The Baylor University Board of Regents voted Friday to rename a campus quadrangle and relocate a statue of a slave-owning former university president more than a year after a university-commissioned report recommended the changes.

The vote means the school’s Burleson Quadrangle will be changed to The Quadrangle. The school will also relocate a statue of former Baylor President Rufus Burleson from that space and place it in between two academic buildings on campus.

“Our goal at the outset of this process was not to erase Baylor’s history, but rather to tell the University’s complete story by taking an additive approach as we shine light on the past,” board President Mark Rountree said in a statement. “Some of the facts uncovered about the University’s history have indeed been painful, but it is important that we move forward together as the Baylor Family through an intentional process of reckoning, repentance, reconciliation and redemption.”

Burleson not only owned slaves and served in the Confederate army as a chaplain, but he promoted an idea known as the “Lost Cause” theory that said slavery was justified and moral and honored antebellum whiteness.

The board approved a four-step plan to complete a majority of the recommended changes within the next three years. The university will hire a design firm this summer to create a monument for unknown enslaved people who built the original campus and redesign the area around the statue of Robert Emmett Bledsoe Baylor known more commonly as the R.E.B. Baylor statue on Founders Mall.

Baylor, the school’s namesake, was an associate justice on the Texas Supreme Court, a law professor and a donor to the school who was instrumental in its founding.

The Founders Mall and Burleson Quadrangle are close to each other on the 177-year-old campus in Waco.

Following the murder of George Floyd in 2020, Baylor students demanded that university leaders address Confederate symbols found on campus and make changes to improve diversity and inclusion.

At Baylor, where Black students make up about 6% of the student body, university officials launched a new scholarship program aimed to help recruit a more diverse student body. School leaders also created a new diversity training video, students and the Baylor Lariat student newspaper’s editorial board largely panned it as “missing the mark.”

Students have also asked the university to remove the statue of R.E.B. Baylor since he was also a slave owner, but the commission report did not recommend that change.

Other plans to redesign the common gathering areas include adding signage recognizing groups and people with historic significance to the university.

The university also plans to relocate two bells from the Burleson Quadrangle back to Baylor’s original campus in Independence, an unincorporated town about 112 miles south of Waco. According to the commissioned report, both bells have a connection to slave plantations. One of the bells was used by founding trustee Aaron Shannon on his plantation “to call his hands together for their daily tasks.”

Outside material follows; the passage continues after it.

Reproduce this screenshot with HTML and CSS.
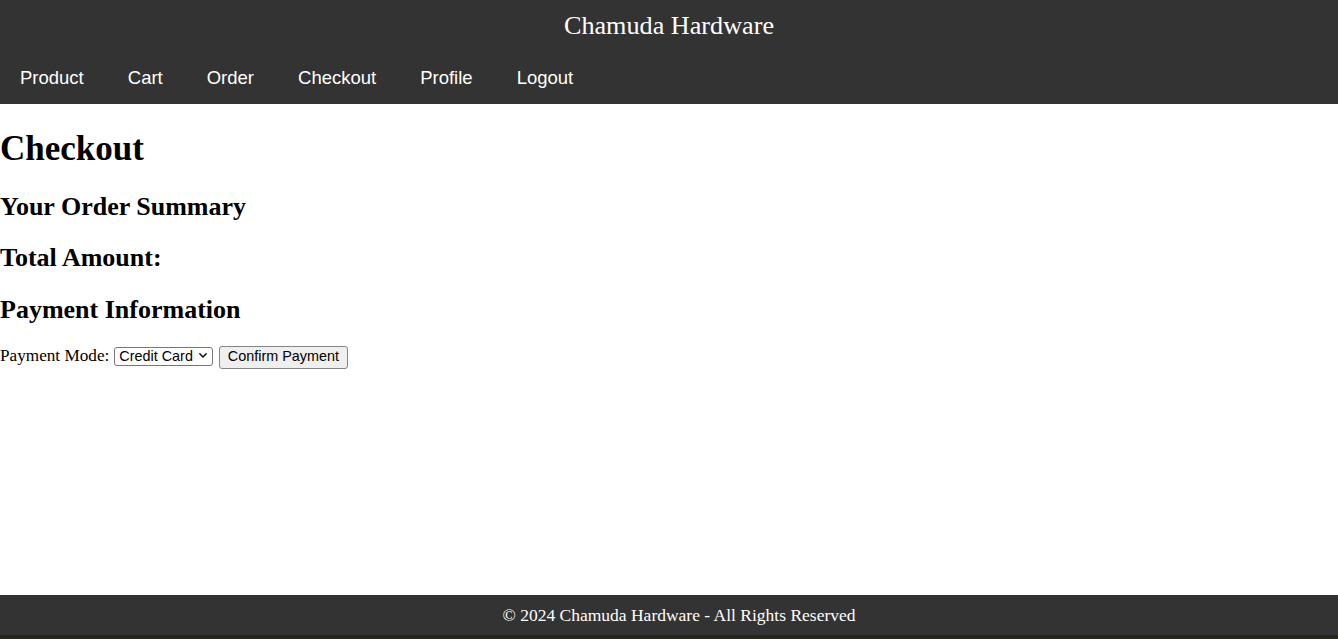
FILE: index.html
```html
<!DOCTYPE html>
<html lang="en">
<head>
<meta charset="utf-8">
<title>Checkout - Chamuda Hardware</title>
<link rel="stylesheet" href="styles.css">
</head>
<body>
<header class="site-header">
  <div class="site-title">Chamuda Hardware</div>
  <nav class="site-nav">
    <a href="#" class="nav-link">Product</a>
    <a href="#" class="nav-link">Cart</a>
    <a href="#" class="nav-link">Order</a>
    <a href="#" class="nav-link">Checkout</a>
    <a href="#" class="nav-link">Profile</a>
    <a href="#" class="nav-link">Logout</a>
  </nav>
</header>
<main class="content">
  <h1 class="page-title">Checkout</h1>
  <h2 class="section-title">Your Order Summary</h2>
  <h2 class="section-title">Total Amount:</h2>
  <h2 class="section-title">Payment Information</h2>
  <form class="pay-row">
    <label class="pay-label" for="mode">Payment Mode:</label>
    <span class="select-wrap">
      <select id="mode" class="pay-select">
        <option>Credit Card</option>
        <option>Debit Card</option>
        <option>Cash on Delivery</option>
      </select>
      <svg class="select-arrow" width="8" height="5" viewBox="0 0 8 5"><polyline points="0.8,0.8 4,4 7.2,0.8" fill="none" stroke="#111" stroke-width="1.5" stroke-linecap="round" stroke-linejoin="round"/></svg>
    </span>
    <button type="button" class="pay-button">Confirm Payment</button>
  </form>
</main>
<footer class="site-footer">© 2024 Chamuda Hardware - All Rights Reserved</footer>
</body>
</html>
```

FILE: styles.css
```css
html, body {
  margin: 0;
  padding: 0;
}

body {
  font-family: "Liberation Serif", "Times New Roman", serif;
  font-size: 16px;
  color: #000;
  background: #fff;
  min-height: 100vh;
  display: flex;
  flex-direction: column;
}

.site-header {
  background: #333333;
  color: #fff;
  padding-top: 10px;
}

.site-title {
  text-align: center;
  font-size: 26.2px;
  line-height: 31px;
}

.site-nav {
  display: flex;
  gap: 4px;
  margin-top: 12px;
}

.nav-link {
  font-family: "Liberation Sans", Arial, sans-serif;
  font-size: 18.5px;
  line-height: 21px;
  color: #fff;
  text-decoration: none;
  padding: 14px 20px 16px;
}

.content {
  flex: 1;
}

.page-title {
  font-size: 35px;
  line-height: 40px;
  font-weight: bold;
  margin: 25px 0 0;
}

.section-title {
  font-size: 26px;
  line-height: 29px;
  font-weight: bold;
  margin: 22.5px 0 0;
}

.pay-row {
  display: flex;
  align-items: baseline;
  margin: 22.4px 0 0;
}

.pay-label {
  font-size: 17.2px;
}

.select-wrap {
  position: relative;
  display: inline-flex;
  margin-left: 5px;
}

.pay-select {
  appearance: none;
  -webkit-appearance: none;
  box-sizing: border-box;
  width: 99px;
  height: 19.5px;
  font-family: "Liberation Sans", Arial, sans-serif;
  font-size: 14.4px;
  line-height: 17.5px;
  color: #000;
  background: #fff;
  border: 1px solid #767676;
  border-radius: 3px;
  padding: 0 18px 0 4px;
  margin: 0;
}

.select-arrow {
  position: absolute;
  left: 85px;
  top: 6px;
  pointer-events: none;
}

.pay-button {
  box-sizing: border-box;
  margin: 0 0 0 6px;
  font-family: "Liberation Sans", Arial, sans-serif;
  font-size: 14.4px;
  line-height: 17.3px;
  color: #000;
  background: #efefef;
  border: 1px solid #858585;
  border-radius: 3px;
  padding: 1px 7.5px 3px;
}

.site-footer {
  background: #333333;
  color: #fff;
  text-align: center;
  font-size: 17.5px;
  line-height: 20px;
  padding: 10px 0 10px 20px;
  border-bottom: 4px solid #22261b;
}
```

“These ‘hands’ were likely enslaved people, as Shannon was a slave owner,” the report states.

Baylor President Linda Livingstone said two new statues of the first Black graduates of Baylor, the Rev. Robert Gilbert and Barbara Walker, are expected to be completed and installed by spring 2023.

Livingstone said the university does not have a current estimate of how much all of these changes will cost. She is expected to oversee the entire process; the board also voted Friday to extend her contract through 2032.

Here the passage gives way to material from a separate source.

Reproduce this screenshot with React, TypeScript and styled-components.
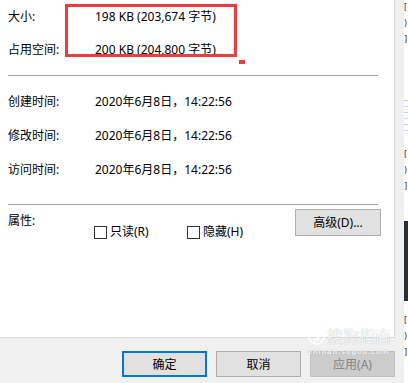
import React from "react";
import styled, { createGlobalStyle } from "styled-components";

const GlobalStyle = createGlobalStyle`
  html, body {
    margin: 0;
    padding: 0;
  }
  body {
    width: 408px;
    height: 383px;
    overflow: hidden;
    background: #f0f0f0;
    font-family: "Noto Sans", "Noto Sans CJK SC", sans-serif;
    font-size: 12px;
    color: #000;
  }
`;

const Screen = styled.div`
  display: flex;
  width: 408px;
  height: 383px;
`;

const Dialog = styled.div`
  position: relative;
  width: 404px;
  display: flex;
  flex-direction: column;
  background: #f0f0f0;
`;

const Panel = styled.div`
  position: relative;
  box-sizing: border-box;
  width: 395px;
  height: 338px;
  padding: 1px 0 0 8px;
  background: #fff;
  border-right: 1px solid #d9d9d9;
  border-bottom: 1px solid #d9d9d9;
`;

const Group = styled.div<{ top?: number; gap?: number }>`
  display: flex;
  flex-direction: column;
  gap: ${(p) => p.gap ?? 0}px;
  margin-top: ${(p) => p.top ?? 0}px;
`;

const Row = styled.div<{ h: number }>`
  display: flex;
  align-items: center;
  height: ${(p) => p.h}px;
  line-height: 16px;
`;

const Label = styled.span<{ w?: number }>`
  flex: none;
  width: ${(p) => p.w ?? 87}px;
`;

const Value = styled.span`
  white-space: nowrap;
`;

const Separator = styled.div<{ top: number }>`
  height: 1px;
  margin: ${(p) => p.top}px 16px 0 0;
  background: #a0a0a0;
`;

const AttrRow = styled.div`
  display: flex;
  align-items: flex-start;
  padding: 4px 13px 0 0;
  line-height: 16px;
`;

const AttrLabel = styled.span`
  flex: none;
  width: 86px;
  margin-top: 4px;
`;

const Check = styled.label<{ w?: number }>`
  display: flex;
  align-items: center;
  gap: 3px;
  width: ${(p) => (p.w ? `${p.w}px` : "auto")};
  height: 16px;
  margin-top: 15px;
  white-space: nowrap;
`;

const Box = styled.span`
  box-sizing: border-box;
  width: 13px;
  height: 13px;
  border: 1px solid #333;
  background: #fff;
`;

const PlainButton = styled.div`
  box-sizing: border-box;
  display: flex;
  align-items: center;
  justify-content: center;
  width: 86px;
  height: 27px;
  margin-left: auto;
  background: #e1e1e1;
  border: 1px solid #adadad;
`;

const Highlight = styled.div`
  position: absolute;
  left: 65px;
  top: 4px;
  box-sizing: border-box;
  width: 172px;
  height: 53px;
  border: 3px solid #f03c3c;
`;

const Dot = styled.div`
  position: absolute;
  left: 239px;
  top: 60px;
  width: 6px;
  height: 4px;
  background: #f03c3c;
`;

const ButtonBar = styled.div`
  display: flex;
  gap: 9px;
  padding: 13px 0 0 122px;
`;

type Kind = "default" | "normal" | "disabled";

const DialogButton = styled.div<{ kind: Kind }>`
  box-sizing: border-box;
  display: flex;
  align-items: center;
  justify-content: center;
  width: 85px;
  height: 26px;
  background: ${(p) => (p.kind === "disabled" ? "#cccccc" : "#e1e1e1")};
  color: ${(p) => (p.kind === "disabled" ? "#838383" : "#000")};
  border: ${(p) =>
    p.kind === "default"
      ? "2px solid #0078d7"
      : p.kind === "disabled"
      ? "1px solid #bfbfbf"
      : "1px solid #adadad"};
`;

const Watermark = styled.div`
  position: absolute;
  left: 308px;
  top: 327px;
  display: flex;
  flex-direction: column;
  align-items: flex-start;
  color: rgba(255, 255, 255, 0.9);
  text-shadow: 0 0 1px rgba(0, 0, 0, 0.3);
  pointer-events: none;
`;

const MarkTop = styled.div`
  display: flex;
  align-items: center;
  gap: 2px;
  font-size: 16px;
  line-height: 18px;
`;

const MarkSub = styled.div`
  margin-top: 4px;
  font-family: "DejaVu Sans", sans-serif;
  font-size: 7px;
  font-weight: bold;
  letter-spacing: 0.6px;
  line-height: 7px;
`;

const SideStrip = styled.div`
  width: 4px;
  height: 383px;
  overflow: hidden;
  background: #fff;
  display: flex;
  flex-direction: column;
`;

const Frags = styled.div<{ top: number }>`
  display: flex;
  flex-direction: column;
  margin-top: ${(p) => p.top}px;
  font-family: "DejaVu Sans", sans-serif;
  font-size: 8px;
  line-height: 16px;
  color: #222;
`;

const Lines = styled.div<{ top: number }>`
  height: 38px;
  margin-top: ${(p) => p.top}px;
  background: repeating-linear-gradient(
    to bottom,
    #fff 0 5px,
    #c9cdf0 5px 6px
  );
`;

const DarkBlock = styled.div<{ top: number }>`
  height: 80px;
  margin-top: ${(p) => p.top}px;
  background: #2a2d33;
`;

const SogouLogo = () => (
  <svg width="17" height="17" viewBox="0 0 17 17">
    <circle cx="8.5" cy="8.5" r="7.5" fill="none" stroke="rgba(255,255,255,0.9)" strokeWidth="1.6" />
    <path
      d="M11 5.5 C10 4.6 6.2 4.4 6.2 6.6 C6.2 8.6 10.8 8 10.8 10.4 C10.8 12.6 6.8 12.6 5.8 11.4"
      fill="none"
      stroke="rgba(255,255,255,0.9)"
      strokeWidth="1.8"
      strokeLinecap="round"
    />
  </svg>
);

const times = ["创建时间:", "修改时间:", "访问时间:"];

export default function App() {
  return (
    <>
      <GlobalStyle />
      <Screen>
        <Dialog>
          <Panel>
            <Group gap={1}>
              <Row h={32}>
                <Label>大小:</Label>
                <Value>198 KB (203,674 字节)</Value>
              </Row>
              <Row h={32}>
                <Label>占用空间:</Label>
                <Value>200 KB (204,800 字节)</Value>
              </Row>
            </Group>
            <Separator top={9} />
            <Group top={9}>
              {times.map((t) => (
                <Row h={34} key={t}>
                  <Label>{t}</Label>
                  <Value>2020年6月8日，14:22:56</Value>
                </Row>
              ))}
            </Group>
            <Separator top={17} />
            <AttrRow>
              <AttrLabel>属性:</AttrLabel>
              <Check w={93}>
                <Box />
                只读(R)
              </Check>
              <Check>
                <Box />
                隐藏(H)
              </Check>
              <PlainButton>高级(D)...</PlainButton>
            </AttrRow>
            <Highlight />
            <Dot />
          </Panel>
          <ButtonBar>
            <DialogButton kind="default">确定</DialogButton>
            <DialogButton kind="normal">取消</DialogButton>
            <DialogButton kind="disabled">应用(A)</DialogButton>
          </ButtonBar>
          <Watermark>
            <MarkTop>
              <SogouLogo />
              搜狗指南
            </MarkTop>
            <MarkSub>zhinan.sogou.com</MarkSub>
          </Watermark>
        </Dialog>
        <SideStrip>
          <Frags top={0}>
            <span>[</span>
            <span>)</span>
            <span>]</span>
          </Frags>
          <Lines top={47} />
          <Frags top={14}>
            <span>[</span>
            <span>)</span>
            <span>]</span>
          </Frags>
          <DarkBlock top={26} />
          <Frags top={12}>
            <span>[</span>
            <span>)</span>
            <span>]</span>
          </Frags>
        </SideStrip>
      </Screen>
    </>
  );
}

The university board of regents had already taken steps to implement a few of the commission’s recommendations, including a request to retire the university mace, which was carried during graduation as students processed in at the start of commencement.

It is made of a sword, two walking canes and the university seal set in wood. The report found multiple objects in the mace had connections to slavery, including one of the walking sticks, which belonged to Sam Houston, who owned 12 slaves. Burleson owned the other cane.

The board decided to retire the mace, which now lives in the Mayborn Museum on campus.

Now, students proceed into Baylor commencement behind a volume of the Saint John’s Bible.